The more documentation you have, the more accurately you can input data into the calculator and support any disputes.

Can I claim the cost of legal battles against acquisition as a deduction?

Yes, legal expenses related to compulsory acquisition can be claimed as deductions:

  • Allowable Expenses:
    • Lawyer fees for challenging compensation
    • Court fees for appeals
    • Valuer fees for independent assessments
    • Travel expenses for court appearances
  • Claim Process:
    • Include in “Cost of Transfer” when calculating capital gains
    • Maintain proper invoices and payment proofs
    • Typically limited to 1-2% of compensation amount
  • Tax Treatment:
    • Reduces taxable capital gains directly
    • Must be claimed in the year of compensation receipt

Our calculator includes a field for transfer expenses – enter your estimated legal costs here.

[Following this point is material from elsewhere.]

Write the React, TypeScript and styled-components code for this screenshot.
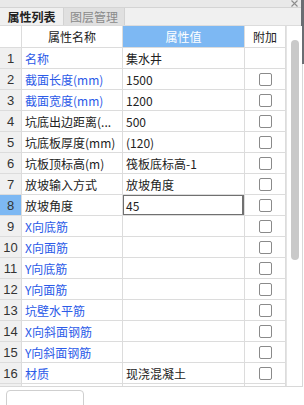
import React from "react";
import styled, { createGlobalStyle } from "styled-components";

const Global = createGlobalStyle`
  html, body { margin: 0; padding: 0; background: #ffffff; }
  body { font-family: "Microsoft YaHei", "Noto Sans CJK SC", "Noto Sans", sans-serif; }
`;

const Panel = styled.div`
  position: relative;
  width: 304px;
  height: 405px;
  overflow: hidden;
  background: #ffffff;
  display: flex;
  flex-direction: column;
`;

const TitleStrip = styled.div`
  height: 11px;
  background: #e9e9e9;
  border-bottom: 1px solid #d4d4d4;
  display: flex;
  justify-content: flex-end;
  align-items: center;
  padding-right: 6px;
`;

const Close = styled.svg`
  width: 7px;
  height: 7px;
  display: block;
`;

const EdgeShade = styled.div`
  position: absolute;
  right: 0;
  top: 0;
  width: 3px;
  height: 64px;
  background: #6a6d72;
`;

const TabStrip = styled.div`
  height: 21px;
  background: #f0f0f0;
  display: flex;
  border-bottom: 1px solid #dcdcdc;
`;

const Tab = styled.div<{ $active?: boolean }>`
  width: ${(p) => (p.$active ? 63 : 62)}px;
  display: flex;
  align-items: center;
  justify-content: center;
  font-size: 12px;
  font-weight: ${(p) => (p.$active ? 700 : 400)};
  color: ${(p) => (p.$active ? "#222222" : "#8a8a8a")};
  background: ${(p) => (p.$active ? "#f0f0f0" : "#e0e0e0")};
  border-left: ${(p) => (p.$active ? "none" : "1px solid #d2d2d2")};
  border-right: ${(p) => (p.$active ? "none" : "1px solid #d2d2d2")};
  box-sizing: border-box;
`;

const Body = styled.div`
  display: flex;
  height: 360px;
  border-bottom: 1px solid #d8d8d8;
  border-right: 1px solid #d8d8d8;
  width: 302px;
  box-sizing: content-box;
`;

const Grid = styled.div`
  width: 286px;
  height: 360px;
  overflow: hidden;
  display: flex;
  flex-direction: column;
`;

const Row = styled.div<{ $h: number }>`
  display: flex;
  height: ${(p) => p.$h}px;
  flex-shrink: 0;
  border-bottom: 1px solid #dcdcdc;
`;

const Cell = styled.div<{ $w: number; $bg?: string; $align?: string; $color?: string }>`
  width: ${(p) => p.$w}px;
  flex-shrink: 0;
  box-sizing: border-box;
  border-right: 1px solid #dcdcdc;
  background: ${(p) => p.$bg || "#ffffff"};
  color: ${(p) => p.$color || "#222222"};
  font-size: 12px;
  display: flex;
  align-items: center;
  justify-content: ${(p) => p.$align || "flex-start"};
  padding: 0 3px;
  white-space: nowrap;
  overflow: hidden;
  position: relative;
`;

const NumCell = styled(Cell)`
  font-family: "Liberation Sans", Arial, sans-serif;
  font-size: 13px;
  color: #333333;
  padding: 0;
`;

const Ellip = styled.span`
  overflow: hidden;
  text-overflow: ellipsis;
  white-space: nowrap;
  display: block;
  max-width: 100%;
`;

const SelBox = styled.div`
  position: absolute;
  inset: -1px 0 -1px -1px;
  border: 2px solid #707070;
  pointer-events: none;
`;

const Check = styled.div`
  width: 13px;
  height: 13px;
  box-sizing: border-box;
  border: 1px solid #8a8a8a;
  border-radius: 2px;
  background: #ffffff;
`;

const ScrollCol = styled.div`
  width: 15px;
  border-left: 1px solid #e4e4e4;
  background: #ffffff;
  position: relative;
`;

const Thumb = styled.div`
  position: absolute;
  left: 4px;
  top: 14px;
  width: 8px;
  height: 220px;
  border-radius: 4px;
  background: #c9c9c9;
`;

const Footer = styled.div`
  flex: 1;
  padding: 3px 0 0 6px;
`;

const FootBtn = styled.div`
  width: 78px;
  height: 20px;
  border: 1px solid #cfcfcf;
  border-radius: 4px;
  box-sizing: border-box;
`;

const W = [22, 101, 122, 41];
const BLUE = "#2b5ae8";

type Item = { name: string; value: string; blue: boolean; check: boolean; trunc?: boolean };

const items: Item[] = [
  { name: "名称", value: "集水井", blue: true, check: false },
  { name: "截面长度(mm)", value: "1500", blue: true, check: true },
  { name: "截面宽度(mm)", value: "1200", blue: true, check: true },
  { name: "坑底出边距离(mm)", value: "500", blue: false, check: true, trunc: true },
  { name: "坑底板厚度(mm)", value: "(120)", blue: false, check: true },
  { name: "坑板顶标高(m)", value: "筏板底标高-1", blue: false, check: true },
  { name: "放坡输入方式", value: "放坡角度", blue: false, check: true },
  { name: "放坡角度", value: "45", blue: false, check: true },
  { name: "X向底筋", value: "", blue: true, check: true },
  { name: "X向面筋", value: "", blue: true, check: true },
  { name: "Y向底筋", value: "", blue: true, check: true },
  { name: "Y向面筋", value: "", blue: true, check: true },
  { name: "坑壁水平筋", value: "", blue: true, check: true },
  { name: "X向斜面钢筋", value: "", blue: true, check: true },
  { name: "Y向斜面钢筋", value: "", blue: true, check: true },
  { name: "材质", value: "现浇混凝土", blue: true, check: true },
  { name: "", value: "", blue: false, check: false },
];

export default function App() {
  return (
    <>
      <Global />
      <Panel>
        <TitleStrip>
          <Close viewBox="0 0 7 7">
            <path d="M0.5 0.5 L6.5 6.5 M6.5 0.5 L0.5 6.5" stroke="#8c8c8c" strokeWidth="1.1" />
          </Close>
        </TitleStrip>
        <EdgeShade />
        <TabStrip>
          <Tab $active>属性列表</Tab>
          <Tab>图层管理</Tab>
        </TabStrip>
        <Body>
          <Grid>
            <Row $h={21}>
              <Cell $w={W[0]} />
              <Cell $w={W[1]} $align="center">属性名称</Cell>
              <Cell $w={W[2]} $align="center" $bg="#7db8f3" $color="#ffffff">
                属性值
              </Cell>
              <Cell $w={W[3]} $align="center">附加</Cell>
            </Row>
            {items.map((it, i) => (
              <Row $h={20} key={i}>
                <NumCell $w={W[0]} $align="center" $bg={i === 7 ? "#7db8f3" : "#f0f0f0"}>
                  {i < 16 ? i + 1 : ""}
                </NumCell>
                <Cell $w={W[1]} $color={it.blue ? BLUE : "#222222"}>
                  {it.trunc ? <Ellip>{"坑底出边距离(..."}</Ellip> : it.name}
                </Cell>
                <Cell $w={W[2]}>
                  {it.value}
                  {i === 7 && <SelBox />}
                </Cell>
                <Cell $w={W[3]} $align="center">
                  {it.check && <Check />}
                </Cell>
              </Row>
            ))}
          </Grid>
          <ScrollCol>
            <Thumb />
          </ScrollCol>
        </Body>
        <Footer>
          <FootBtn />
        </Footer>
      </Panel>
    </>
  );
}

What are the common mistakes to avoid when calculating acquisition tax?

Avoid these critical errors that could cost you significantly:

  1. Using Wrong Purchase Date: For inherited properties, using your acquisition date instead of the original purchase date
  2. Ignoring Indexation: Not applying Cost Inflation Index to old properties (can increase tax by 30-40%)
  3. Missing Improvements: Forgetting to include construction or development costs in your cost basis
  4. Incorrect Asset Classification: Misclassifying urban land as rural or vice versa
  5. Overlooking Exemptions: Not exploring Section 54EC or 54B benefits when eligible
  6. Poor Documentation: Not maintaining proper records to support your claims
  7. Late Reinvestments: Missing the 6-month window for Section 54EC bond investments
  8. State-Specific Rules: Not accounting for additional state taxes or fees

Our calculator helps avoid most of these by guiding you through proper data entry and applying correct tax rules automatically.